Je crois que je n’exagère pas en disant que cela fonctionne au-delà de toutes les espérances. Nous sommes au-delà des attentes par rapport aux projections. J’habite le quartier des Eaux-Vives, je prends le LEX pour venir ici, à Pont-Rouge. Cela ne me prend que quelques minutes. C’est un moyen de transport extrêmement rapide et efficace.
Que reste-t-il à améliorer ?
Le LEX est extrêmement satisfaisant jusqu’à Annemasse. Mais il manque son prolongement dans toute la France voisine. Pour aller à Annecy, il faut passer par La Roche-sur-Foron. On perd une demi-heure de trajet ! La prochaine priorité sera d’abandonner le détour par La Rochesur-Foron. Cela avait été évalué, sauf erreur, à 100 millions d’euros à l’époque où il était question des Jeux olympiques d’Annecy. Ce n’est rien du tout. Genève a mis un milliard et demi pour le Léman Express ! Il faut capitaliser sur cet outil, car aujourd’hui Genève a dépassé la barre des 100 000 frontaliers. Il faudrait aussi doubler la voie qui va vers Thonon. La région aura bientôt un tram qui ira jusqu’à Saint-Julien, mais il est évident qu’il faudra relier Saint-Julien à Annemasse par un train. Il s’agit de valoriser le LEX en allant chercher des clients en France.
La collaboration franco-suisse, à l’échelle du Grand Genève, fonctionne-t-elle bien ? Des projets sont-ils montés entre le Canton, la Région Auvergne-Rhône-Alpes, les intercommunalités… ?

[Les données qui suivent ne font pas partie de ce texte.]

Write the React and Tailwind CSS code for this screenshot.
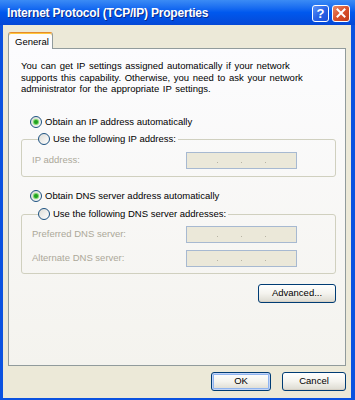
import React from "react";

const ui = { fontFamily: '"Liberation Sans", Arial, sans-serif' };

function Radio({ checked }) {
  return (
    <span className="relative inline-flex h-[12px] w-[12px] shrink-0 items-center justify-center rounded-full border border-[#1c5180] bg-gradient-to-br from-[#dcdcd7] to-white">
      {checked && (
        <span className="h-[4px] w-[4px] rounded-full bg-[#21a121] shadow-[0_0_1px_1px_#6fd25c]" />
      )}
    </span>
  );
}

function IpBox() {
  return (
    <div className="flex h-[17px] w-[111px] items-center justify-around border border-[#a7b9d1] bg-[#ebe8d9] px-[18px] pt-[4px]">
      <span className="h-[1px] w-[1px] bg-[#b8b4a4]" />
      <span className="h-[1px] w-[1px] bg-[#b8b4a4]" />
      <span className="h-[1px] w-[1px] bg-[#b8b4a4]" />
    </div>
  );
}

function XpButton({ children, width, isDefault }) {
  return (
    <button
      className={`flex h-[19px] items-center justify-center rounded-[3px] border border-[#003c74] bg-gradient-to-b from-white via-[#f4f3ee] to-[#dcdad0] text-[9.5px] text-black ${width} ${
        isDefault ? "shadow-[inset_0_0_0_1px_#c2d4f7,inset_0_0_0_2px_#8fb4ef]" : "shadow-[inset_0_-1px_0_#d6d0c5]"
      }`}
      style={ui}
    >
      {children}
    </button>
  );
}

export default function App() {
  return (
    <div className="flex h-[400px] w-[355px] flex-col overflow-hidden bg-[#0b52e0]" style={ui}>
      {/* title bar */}
      <div className="flex h-[25px] shrink-0 items-center justify-between bg-gradient-to-b from-[#3b8bf5] via-[#0058ee] to-[#0548d6] pl-[7px] pr-[5px]">
        <span className="text-[12px] font-bold tracking-[-0.2px] text-white [text-shadow:1px_1px_0_#0a2a8a]">
          Internet Protocol (TCP/IP) Properties
        </span>
        <div className="flex gap-[3px] pt-[1px]">
          <div className="flex h-[17px] w-[17px] items-center justify-center rounded-[3px] border border-white bg-gradient-to-br from-[#5d93f8] via-[#2a63e6] to-[#1c4fd8] text-[13px] font-bold leading-none text-white">
            ?
          </div>
          <div className="flex h-[17px] w-[18px] items-center justify-center rounded-[3px] border border-white bg-gradient-to-br from-[#e98a68] via-[#d9502a] to-[#c23b17]">
            <svg width="10" height="10" viewBox="0 0 10 10">
              <path d="M1.5 1.5 L8.5 8.5 M8.5 1.5 L1.5 8.5" stroke="white" strokeWidth="2" strokeLinecap="square" />
            </svg>
          </div>
        </div>
      </div>

      {/* client area */}
      <div className="mb-[2px] ml-[3px] mr-[4px] flex flex-1 flex-col bg-[#ece9d8] pl-[5px] pr-[5px] pt-[7px]">
        {/* tab strip */}
        <div className="relative z-10 -mb-[1px] flex">
          <div className="h-[17px] w-[45px] rounded-t-[3px] border border-b-0 border-[#919b9c] border-t-[#e68b2c] bg-[#fcfcfe] pl-[6px] pt-[2px] text-[9.5px] text-black shadow-[inset_0_1px_0_#ffc73c]">
            General
          </div>
        </div>

        {/* tab panel */}
        <div className="flex h-[318px] flex-col border border-[#919b9c] bg-gradient-to-b from-[#fcfcfe] to-[#f4f3ee] pl-[12px] pr-[9px] pt-[11px] text-[9.5px] text-black">
          <p className="h-[35px] whitespace-nowrap leading-[11.5px] [word-spacing:1px]">
            You can get IP settings assigned automatically if your network
            <br />
            supports this capability. Otherwise, you need to ask your network
            <br />
            administrator for the appropriate IP settings.
          </p>

          <div className="mt-[20px] flex h-[14px] items-center gap-[3px] pl-[9px]">
            <Radio checked />
            <span>Obtain an IP address automatically</span>
          </div>

          <fieldset className="mt-[3px] rounded-[3px] border border-[#d0d0bf] pb-[7px] pl-[10px]">
            <legend className="ml-[6px] flex h-[14px] items-center gap-[3px] pr-[2px]">
              <Radio />
              <span>Use the following IP address:</span>
            </legend>
            <div className="mt-[6px] flex items-center">
              <span className="w-[154px] text-[#aca899]">IP address:</span>
              <IpBox />
            </div>
          </fieldset>

          <div className="mt-[12px] flex h-[14px] items-center gap-[3px] pl-[9px]">
            <Radio checked />
            <span>Obtain DNS server address automatically</span>
          </div>

          <fieldset className="mt-[4px] rounded-[3px] border border-[#d0d0bf] pb-[6px] pl-[10px]">
            <legend className="ml-[6px] flex h-[14px] items-center gap-[3px] pr-[2px]">
              <Radio />
              <span>Use the following DNS server addresses:</span>
            </legend>
            <div className="mt-[5px] flex items-center">
              <span className="w-[154px] text-[#aca899]">Preferred DNS server:</span>
              <IpBox />
            </div>
            <div className="mt-[7px] flex items-center">
              <span className="w-[154px] text-[#aca899]">Alternate DNS server:</span>
              <IpBox />
            </div>
          </fieldset>

          <div className="mt-[10px] flex justify-end">
            <XpButton width="w-[78px]">Advanced...</XpButton>
          </div>
        </div>

        {/* dialog buttons */}
        <div className="mt-[6px] flex justify-end gap-[11px]">
          <XpButton width="w-[60px]" isDefault>
            OK
          </XpButton>
          <XpButton width="w-[64px]">Cancel</XpButton>
        </div>
      </div>
    </div>
  );
}
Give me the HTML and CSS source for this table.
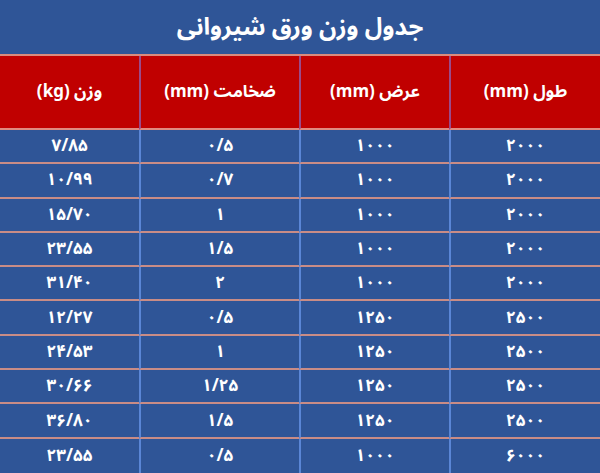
FILE: index.html
```html
<!DOCTYPE html>
<html lang="fa" dir="rtl">
<head>
<meta charset="utf-8">
<title>جدول وزن ورق شیروانی</title>
<link rel="stylesheet" href="styles.css">
</head>
<body>
<div class="page">
  <h1 class="title">جدول وزن ورق شیروانی</h1>
  <div class="grid">
    <div class="cell head">طول (mm)</div>
    <div class="cell head">عرض (mm)</div>
    <div class="cell head">ضخامت (mm)</div>
    <div class="cell head last">وزن (kg)</div>

    <div class="cell">۲۰۰۰</div><div class="cell">۱۰۰۰</div><div class="cell">۰/۵</div><div class="cell last">۷/۸۵</div>
    <div class="cell">۲۰۰۰</div><div class="cell">۱۰۰۰</div><div class="cell">۰/۷</div><div class="cell last">۱۰/۹۹</div>
    <div class="cell">۲۰۰۰</div><div class="cell">۱۰۰۰</div><div class="cell">۱</div><div class="cell last">۱۵/۷۰</div>
    <div class="cell">۲۰۰۰</div><div class="cell">۱۰۰۰</div><div class="cell">۱/۵</div><div class="cell last">۲۳/۵۵</div>
    <div class="cell">۲۰۰۰</div><div class="cell">۱۰۰۰</div><div class="cell">۲</div><div class="cell last">۳۱/۴۰</div>
    <div class="cell">۲۵۰۰</div><div class="cell">۱۲۵۰</div><div class="cell">۰/۵</div><div class="cell last">۱۲/۲۷</div>
    <div class="cell">۲۵۰۰</div><div class="cell">۱۲۵۰</div><div class="cell">۱</div><div class="cell last">۲۴/۵۳</div>
    <div class="cell">۲۵۰۰</div><div class="cell">۱۲۵۰</div><div class="cell">۱/۲۵</div><div class="cell last">۳۰/۶۶</div>
    <div class="cell">۲۵۰۰</div><div class="cell">۱۲۵۰</div><div class="cell">۱/۵</div><div class="cell last">۳۶/۸۰</div>
    <div class="cell end">۶۰۰۰</div><div class="cell end">۱۰۰۰</div><div class="cell end">۰/۵</div><div class="cell end last">۲۳/۵۵</div>
  </div>
</div>
</body>
</html>
```

FILE: styles.css
```css
html, body {
  margin: 0;
  padding: 0;
  background: #2f5597;
}
.page {
  width: 600px;
  height: 473px;
  overflow: hidden;
  background: #2f5597;
  color: #ffffff;
  font-family: "Noto Sans Arabic", "DejaVu Sans", sans-serif;
}
.title {
  margin: 0;
  height: 54px;
  display: flex;
  align-items: center;
  justify-content: center;
  font-size: 24px;
  font-weight: bold;
  border-bottom: 2px solid #d98b7e;
}
.grid {
  display: grid;
  grid-template-columns: 151px 150px 160px 139px;
  grid-template-rows: 74px repeat(10, 34.3px);
}
.cell {
  box-sizing: border-box;
  display: flex;
  align-items: center;
  justify-content: center;
  border-bottom: 2px solid #c98c86;
  border-left: 2px solid #5a86d6;
  font-size: 17px;
  font-weight: bold;
}
.cell.last {
  border-left: none;
}
.cell.end {
  border-bottom: none;
}
.head {
  background: #c00000;
  border-left-color: #9a4a8a;
  border-bottom-color: #e08a80;
  font-size: 17px;
}
```
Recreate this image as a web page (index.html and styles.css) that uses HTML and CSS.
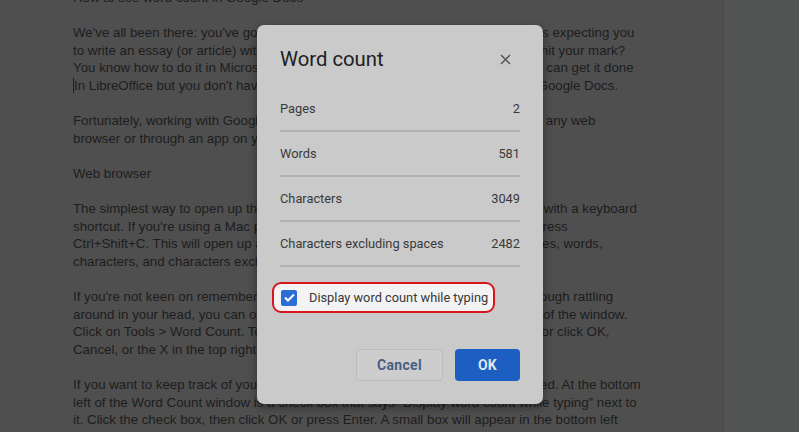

J’ai l’impression qu’il y a eu une phase où tous les acteurs se sont reposés sur leurs lauriers et qu’aujourd’hui, nous nous trouvons plutôt dans une phase de reprise. Des choses intéressantes ont lieu. Prenez le prolongement du tram jusqu’au quartier du Perrier, à Annemasse. C’est socialement formidable ! Le tram ira dans un quartier où habitent des gens réputés réprouvés. En installant un tram, vous les installez au coeur du Grand Genève. C’est la citoyenneté qui se joue à travers ce projet. Le tram servira aussi à aller du Perrier au coeur d’Annemasse. Je vois que les infrastructures de transports publics se développent. Le tram de Ferney est en bonne voie, le prolongement vers Saint-Julien, c’est parti. Les chantiers sont en cours. C’est très positif.